## Data
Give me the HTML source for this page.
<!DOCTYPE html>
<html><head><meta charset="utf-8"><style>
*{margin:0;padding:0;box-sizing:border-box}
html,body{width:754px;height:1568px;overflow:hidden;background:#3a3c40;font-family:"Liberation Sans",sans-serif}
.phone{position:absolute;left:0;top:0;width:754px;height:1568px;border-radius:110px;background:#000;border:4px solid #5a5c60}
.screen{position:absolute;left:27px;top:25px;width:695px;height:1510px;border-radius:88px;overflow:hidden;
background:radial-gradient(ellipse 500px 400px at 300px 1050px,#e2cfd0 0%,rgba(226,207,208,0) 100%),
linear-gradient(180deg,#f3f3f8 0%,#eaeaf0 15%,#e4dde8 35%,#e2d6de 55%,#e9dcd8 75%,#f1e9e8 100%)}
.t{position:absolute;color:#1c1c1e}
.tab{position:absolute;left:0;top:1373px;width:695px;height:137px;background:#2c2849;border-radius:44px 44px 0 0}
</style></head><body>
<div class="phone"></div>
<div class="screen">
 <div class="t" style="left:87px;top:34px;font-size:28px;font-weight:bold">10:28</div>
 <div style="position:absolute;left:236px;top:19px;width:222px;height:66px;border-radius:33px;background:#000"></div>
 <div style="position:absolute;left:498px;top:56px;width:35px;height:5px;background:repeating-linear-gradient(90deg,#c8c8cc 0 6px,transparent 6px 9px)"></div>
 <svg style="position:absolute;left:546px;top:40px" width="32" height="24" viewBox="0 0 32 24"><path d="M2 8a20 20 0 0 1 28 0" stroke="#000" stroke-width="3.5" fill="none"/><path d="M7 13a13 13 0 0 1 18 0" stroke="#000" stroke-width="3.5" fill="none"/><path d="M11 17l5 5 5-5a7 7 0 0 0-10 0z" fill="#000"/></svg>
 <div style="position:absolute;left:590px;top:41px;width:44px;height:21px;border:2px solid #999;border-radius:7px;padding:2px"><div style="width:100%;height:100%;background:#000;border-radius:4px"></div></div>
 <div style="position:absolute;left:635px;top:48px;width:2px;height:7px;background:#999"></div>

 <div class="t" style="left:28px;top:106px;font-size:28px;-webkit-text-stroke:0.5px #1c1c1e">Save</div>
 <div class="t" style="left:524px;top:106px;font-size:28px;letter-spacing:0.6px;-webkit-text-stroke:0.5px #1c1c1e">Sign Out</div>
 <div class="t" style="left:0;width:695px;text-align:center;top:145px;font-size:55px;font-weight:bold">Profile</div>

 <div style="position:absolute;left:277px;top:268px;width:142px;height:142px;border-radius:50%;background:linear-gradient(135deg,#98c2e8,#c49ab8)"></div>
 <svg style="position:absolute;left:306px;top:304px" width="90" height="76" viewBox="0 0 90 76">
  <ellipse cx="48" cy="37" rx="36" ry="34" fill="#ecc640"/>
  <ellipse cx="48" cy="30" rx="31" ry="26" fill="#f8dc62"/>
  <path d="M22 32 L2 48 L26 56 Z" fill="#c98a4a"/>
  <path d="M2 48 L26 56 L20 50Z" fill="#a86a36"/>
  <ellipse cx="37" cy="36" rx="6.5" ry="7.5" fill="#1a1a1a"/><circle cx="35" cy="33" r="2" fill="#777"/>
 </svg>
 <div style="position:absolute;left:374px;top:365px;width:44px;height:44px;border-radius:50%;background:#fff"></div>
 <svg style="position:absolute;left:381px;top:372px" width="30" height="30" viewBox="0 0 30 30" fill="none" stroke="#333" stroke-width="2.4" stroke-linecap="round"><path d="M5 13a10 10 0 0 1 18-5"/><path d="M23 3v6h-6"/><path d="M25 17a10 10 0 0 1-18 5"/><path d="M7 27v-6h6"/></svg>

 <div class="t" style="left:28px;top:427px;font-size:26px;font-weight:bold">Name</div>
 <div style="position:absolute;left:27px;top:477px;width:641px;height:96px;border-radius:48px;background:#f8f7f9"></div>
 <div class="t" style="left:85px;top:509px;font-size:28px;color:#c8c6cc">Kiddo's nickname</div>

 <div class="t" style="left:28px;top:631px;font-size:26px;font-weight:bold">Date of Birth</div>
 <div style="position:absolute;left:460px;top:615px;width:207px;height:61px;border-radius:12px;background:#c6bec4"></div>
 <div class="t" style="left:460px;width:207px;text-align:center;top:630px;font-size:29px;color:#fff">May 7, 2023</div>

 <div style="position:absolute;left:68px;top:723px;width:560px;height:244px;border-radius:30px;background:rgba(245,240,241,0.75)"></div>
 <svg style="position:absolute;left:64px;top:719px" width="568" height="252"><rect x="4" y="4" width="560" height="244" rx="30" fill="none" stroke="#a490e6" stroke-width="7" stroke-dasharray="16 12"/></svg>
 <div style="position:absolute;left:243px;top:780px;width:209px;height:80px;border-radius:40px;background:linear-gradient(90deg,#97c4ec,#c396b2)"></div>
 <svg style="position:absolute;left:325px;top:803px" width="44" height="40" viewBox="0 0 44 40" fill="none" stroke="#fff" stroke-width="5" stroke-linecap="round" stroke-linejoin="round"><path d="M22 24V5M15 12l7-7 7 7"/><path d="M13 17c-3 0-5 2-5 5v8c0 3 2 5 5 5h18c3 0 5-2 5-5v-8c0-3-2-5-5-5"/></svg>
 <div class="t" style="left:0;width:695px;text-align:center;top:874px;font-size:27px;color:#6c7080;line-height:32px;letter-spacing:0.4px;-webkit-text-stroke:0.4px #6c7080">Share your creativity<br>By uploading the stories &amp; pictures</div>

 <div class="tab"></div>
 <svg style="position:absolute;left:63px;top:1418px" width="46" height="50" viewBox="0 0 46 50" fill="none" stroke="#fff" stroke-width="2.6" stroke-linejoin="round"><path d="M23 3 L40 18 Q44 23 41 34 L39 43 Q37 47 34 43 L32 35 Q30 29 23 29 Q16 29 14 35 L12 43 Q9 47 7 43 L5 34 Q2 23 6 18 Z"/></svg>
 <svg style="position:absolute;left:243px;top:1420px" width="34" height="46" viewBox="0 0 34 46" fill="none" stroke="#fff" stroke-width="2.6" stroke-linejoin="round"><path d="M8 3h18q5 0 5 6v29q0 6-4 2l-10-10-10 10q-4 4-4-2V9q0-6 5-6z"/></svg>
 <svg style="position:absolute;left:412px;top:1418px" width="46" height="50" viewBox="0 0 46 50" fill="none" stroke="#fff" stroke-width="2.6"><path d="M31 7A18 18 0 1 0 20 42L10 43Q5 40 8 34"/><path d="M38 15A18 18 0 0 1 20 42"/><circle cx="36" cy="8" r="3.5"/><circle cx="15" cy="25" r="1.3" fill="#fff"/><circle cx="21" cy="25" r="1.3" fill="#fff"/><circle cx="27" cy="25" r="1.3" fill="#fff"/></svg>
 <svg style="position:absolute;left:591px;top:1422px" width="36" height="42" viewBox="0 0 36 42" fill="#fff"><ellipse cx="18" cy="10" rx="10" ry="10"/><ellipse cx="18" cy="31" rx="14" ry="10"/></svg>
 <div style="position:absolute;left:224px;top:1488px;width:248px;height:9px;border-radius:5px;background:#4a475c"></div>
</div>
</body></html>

## Exercise instructions
Reproduce the material in full, with no word added or dropped.

## Worked solution
Give me the HTML source for this page.
<!DOCTYPE html>
<html><head><meta charset="utf-8"><style>
*{margin:0;padding:0;box-sizing:border-box}
html,body{width:754px;height:1568px;overflow:hidden;background:#3a3c40;font-family:"Liberation Sans",sans-serif}
.phone{position:absolute;left:0;top:0;width:754px;height:1568px;border-radius:110px;background:#000;border:4px solid #5a5c60}
.screen{position:absolute;left:27px;top:25px;width:695px;height:1510px;border-radius:88px;overflow:hidden;
background:radial-gradient(ellipse 500px 400px at 300px 1050px,#e2cfd0 0%,rgba(226,207,208,0) 100%),
linear-gradient(180deg,#f3f3f8 0%,#eaeaf0 15%,#e4dde8 35%,#e2d6de 55%,#e9dcd8 75%,#f1e9e8 100%)}
.t{position:absolute;color:#1c1c1e}
.tab{position:absolute;left:0;top:1373px;width:695px;height:137px;background:#2c2849;border-radius:44px 44px 0 0}
</style></head><body>
<div class="phone"></div>
<div class="screen">
 <div class="t" style="left:87px;top:34px;font-size:28px;font-weight:bold">10:28</div>
 <div style="position:absolute;left:236px;top:19px;width:222px;height:66px;border-radius:33px;background:#000"></div>
 <div style="position:absolute;left:498px;top:56px;width:35px;height:5px;background:repeating-linear-gradient(90deg,#c8c8cc 0 6px,transparent 6px 9px)"></div>
 <svg style="position:absolute;left:546px;top:40px" width="32" height="24" viewBox="0 0 32 24"><path d="M2 8a20 20 0 0 1 28 0" stroke="#000" stroke-width="3.5" fill="none"/><path d="M7 13a13 13 0 0 1 18 0" stroke="#000" stroke-width="3.5" fill="none"/><path d="M11 17l5 5 5-5a7 7 0 0 0-10 0z" fill="#000"/></svg>
 <div style="position:absolute;left:590px;top:41px;width:44px;height:21px;border:2px solid #999;border-radius:7px;padding:2px"><div style="width:100%;height:100%;background:#000;border-radius:4px"></div></div>
 <div style="position:absolute;left:635px;top:48px;width:2px;height:7px;background:#999"></div>

 <div class="t" style="left:28px;top:106px;font-size:28px;-webkit-text-stroke:0.5px #1c1c1e">Save</div>
 <div class="t" style="left:524px;top:106px;font-size:28px;letter-spacing:0.6px;-webkit-text-stroke:0.5px #1c1c1e">Sign Out</div>
 <div class="t" style="left:0;width:695px;text-align:center;top:145px;font-size:55px;font-weight:bold">Profile</div>

 <div style="position:absolute;left:277px;top:268px;width:142px;height:142px;border-radius:50%;background:linear-gradient(135deg,#98c2e8,#c49ab8)"></div>
 <svg style="position:absolute;left:306px;top:304px" width="90" height="76" viewBox="0 0 90 76">
  <ellipse cx="48" cy="37" rx="36" ry="34" fill="#ecc640"/>
  <ellipse cx="48" cy="30" rx="31" ry="26" fill="#f8dc62"/>
  <path d="M22 32 L2 48 L26 56 Z" fill="#c98a4a"/>
  <path d="M2 48 L26 56 L20 50Z" fill="#a86a36"/>
  <ellipse cx="37" cy="36" rx="6.5" ry="7.5" fill="#1a1a1a"/><circle cx="35" cy="33" r="2" fill="#777"/>
 </svg>
 <div style="position:absolute;left:374px;top:365px;width:44px;height:44px;border-radius:50%;background:#fff"></div>
 <svg style="position:absolute;left:381px;top:372px" width="30" height="30" viewBox="0 0 30 30" fill="none" stroke="#333" stroke-width="2.4" stroke-linecap="round"><path d="M5 13a10 10 0 0 1 18-5"/><path d="M23 3v6h-6"/><path d="M25 17a10 10 0 0 1-18 5"/><path d="M7 27v-6h6"/></svg>

 <div class="t" style="left:28px;top:427px;font-size:26px;font-weight:bold">Name</div>
 <div style="position:absolute;left:27px;top:477px;width:641px;height:96px;border-radius:48px;background:#f8f7f9"></div>
 <div class="t" style="left:85px;top:509px;font-size:28px;color:#c8c6cc">Kiddo's nickname</div>

 <div class="t" style="left:28px;top:631px;font-size:26px;font-weight:bold">Date of Birth</div>
 <div style="position:absolute;left:460px;top:615px;width:207px;height:61px;border-radius:12px;background:#c6bec4"></div>
 <div class="t" style="left:460px;width:207px;text-align:center;top:630px;font-size:29px;color:#fff">May 7, 2023</div>

 <div style="position:absolute;left:68px;top:723px;width:560px;height:244px;border-radius:30px;background:rgba(245,240,241,0.75)"></div>
 <svg style="position:absolute;left:64px;top:719px" width="568" height="252"><rect x="4" y="4" width="560" height="244" rx="30" fill="none" stroke="#a490e6" stroke-width="7" stroke-dasharray="16 12"/></svg>
 <div style="position:absolute;left:243px;top:780px;width:209px;height:80px;border-radius:40px;background:linear-gradient(90deg,#97c4ec,#c396b2)"></div>
 <svg style="position:absolute;left:325px;top:803px" width="44" height="40" viewBox="0 0 44 40" fill="none" stroke="#fff" stroke-width="5" stroke-linecap="round" stroke-linejoin="round"><path d="M22 24V5M15 12l7-7 7 7"/><path d="M13 17c-3 0-5 2-5 5v8c0 3 2 5 5 5h18c3 0 5-2 5-5v-8c0-3-2-5-5-5"/></svg>
 <div class="t" style="left:0;width:695px;text-align:center;top:874px;font-size:27px;color:#6c7080;line-height:32px;letter-spacing:0.4px;-webkit-text-stroke:0.4px #6c7080">Share your creativity<br>By uploading the stories &amp; pictures</div>

 <div class="tab"></div>
 <svg style="position:absolute;left:63px;top:1418px" width="46" height="50" viewBox="0 0 46 50" fill="none" stroke="#fff" stroke-width="2.6" stroke-linejoin="round"><path d="M23 3 L40 18 Q44 23 41 34 L39 43 Q37 47 34 43 L32 35 Q30 29 23 29 Q16 29 14 35 L12 43 Q9 47 7 43 L5 34 Q2 23 6 18 Z"/></svg>
 <svg style="position:absolute;left:243px;top:1420px" width="34" height="46" viewBox="0 0 34 46" fill="none" stroke="#fff" stroke-width="2.6" stroke-linejoin="round"><path d="M8 3h18q5 0 5 6v29q0 6-4 2l-10-10-10 10q-4 4-4-2V9q0-6 5-6z"/></svg>
 <svg style="position:absolute;left:412px;top:1418px" width="46" height="50" viewBox="0 0 46 50" fill="none" stroke="#fff" stroke-width="2.6"><path d="M31 7A18 18 0 1 0 20 42L10 43Q5 40 8 34"/><path d="M38 15A18 18 0 0 1 20 42"/><circle cx="36" cy="8" r="3.5"/><circle cx="15" cy="25" r="1.3" fill="#fff"/><circle cx="21" cy="25" r="1.3" fill="#fff"/><circle cx="27" cy="25" r="1.3" fill="#fff"/></svg>
 <svg style="position:absolute;left:591px;top:1422px" width="36" height="42" viewBox="0 0 36 42" fill="#fff"><ellipse cx="18" cy="10" rx="10" ry="10"/><ellipse cx="18" cy="31" rx="14" ry="10"/></svg>
 <div style="position:absolute;left:224px;top:1488px;width:248px;height:9px;border-radius:5px;background:#4a475c"></div>
</div>
</body></html>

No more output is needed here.